Starvation in the North
Northern Gaza remains one of the most desperate regions in the Strip. The closure of the northern crossings means aid cannot reach those most in need. “To deliver at scale, WFP needs all crossings to be open,” said Etefa, stressing that food must be able to travel quickly through Gaza’s key roads.
According to the WFP, it has distributed food parcels to more than one million Palestinians since October 10. But for many in Gaza City and the north, these parcels are rare lifelines that arrive too late or not at all.
Returning Home to Ruins
Thousands of Palestinians who have returned to northern Gaza and Gaza City in recent weeks describe scenes of utter devastation. Neighborhoods once filled with life are now nothing more than rubble and dust.
Khalid al-Dahdouh, a father of five, returned to find his home destroyed. With no shelter available, he and his family built one themselves. “We tried to rebuild because winter is coming,” he said. “We don’t have tents or anything else, so we built a primitive structure out of mud. It protects us from the cold, insects, and rain, unlike the tents.”
For many others, even that is impossible. Streets are buried under debris, and clean water remains a distant dream. Entire communities are living without electricity, proper sanitation, or access to food.
The Illusion of Peace
Despite the ceasefire, Israel continues to carry out attacks on Gaza. According to Gaza’s Ministry of Health, more than 240 Palestinians have been killed and 607 others wounded since the truce took effect. One person was recently killed and another wounded after an Israeli drone opened fire in Gaza City’s Tuffah neighborhood.
Meanwhile, Israel has continued demolishing homes and blocking humanitarian access, dismissing international criticism by claiming Hamas violated the truce. Gaza’s Government Media Office reported that only 3,203 aid and commercial trucks entered Gaza between October 10 and 31, just 24 percent of what was promised under the ceasefire deal.
Survival as Resistance
For Palestinians, survival has become a form of defiance. Each family that rebuilds from rubble, each child who continues to learn despite hunger, stands as a testament to a people that refuses to disappear.
Gaza’s hunger is not an accident; it is a consequence of deliberate policy.

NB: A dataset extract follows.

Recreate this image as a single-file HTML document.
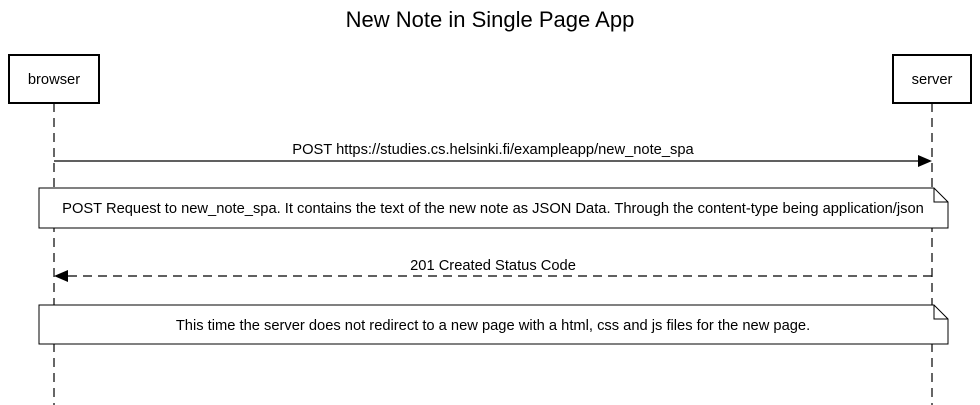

The blockade, the bombings, and the slow starvation are tools of war intended to break Palestinian resilience. Yet, even amid famine and destruction, Gaza’s people endure.
Beneath the Truce, Gaza Still Bleeds
The so-called ceasefire has brought neither peace nor dignity. It has simply masked the ongoing cruelty of a siege that starves and suffocates an entire population.
As winter descends, Gaza’s tragedy deepens. The people’s endurance is the only unbroken truth left in the ruins, a defiant reminder that no amount of destruction can erase their will to live, rebuild, and remain on their land.